We know that a set $A$ is finite with $\vert A \vert = m$ and $m \in \mathbb{N}$ when there exists a bijection $\varphi : A \to [m]$ where $[m]:=1, …, m$. Although the following is intuitively clear I want to show it rigorously.

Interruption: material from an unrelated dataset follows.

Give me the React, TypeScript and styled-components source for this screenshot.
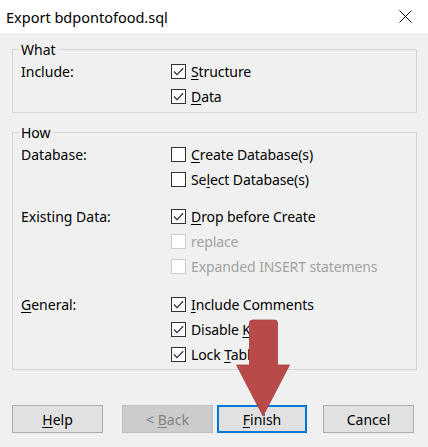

Let $A$ and $B$ be two disjoint, finite sets where $\vert A \vert = m$ and $\vert B \vert = n$. Show that $\vert A \cup B \vert = \vert A \vert + \vert B \vert$.
My approach:
As $A$ and $B$ are both finite we know that there exist two bijections:
$\varphi : A \to [m]$ and $\psi : B \to [n]$. I will construct a new function $f$:
$f(x)=\left\{\begin{array}{ll} \varphi(x), & x\in A \\
m+\psi(x), & x\in B\end{array}\right .$
As $A$ and $B$ are disjoint the function $f$ is well-defined and we have $f:A\cup B \to [m+n]$. Also, $f$ is bijective because $\varphi(x)$ and $(m+\psi)(x)$ are bijective. Hence, $\vert A\cup B \vert = m+n = \vert A\vert +\vert B \vert$.
Is this correct?
Any comments are appreciated.
EDIT:
I should add the following to my proof to show bijectivity of $f$:
Let $y\in [m +n]$. If $1\leq y \leq m$ then there exists a preimage of y due to surjectivity of $\varphi$. The same holds if $m<y\leq n$ regarding $(m+\psi)$. So $f$ is surjective.
Let $x, y \in A$. If $f(x)=f(y) \Rightarrow \varphi(x)=\varphi(y)$ and as $\varphi$ is injective it follows $x=y$. The same holds if $x, y \in B$. Now, let $x \in A$ and $y \in B $ (or vice versa) $\Rightarrow x \neq y$. If we assumed $f(x)=f(y)$ it leads to $\varphi(x) = m+\psi(y)$ but this can never be equal as $1 \leq \psi(y) \leq n$ and $1\leq \varphi(x) \leq m$. Hence, $f(x) \neq f(y)$ which shows injectivity of $f$.
Best Answer
Since your emphasis is on rigor, I would suggest proving that $f$ is bijective needs more work. Just because the component functions are bijective, it doesn't guarantee that $f$ will be bijective. For example, take $f:[0,1] \cup [2,3] \rightarrow [0,1]$ given by $$f(x)=\begin{cases}x & \text{ if } \, x \in [0,1]\\-x+3 & \text{ if } \, x \in [2,3]\end{cases}$$ The both components are bijective but $f$ is not ($f(0)=f(3)$).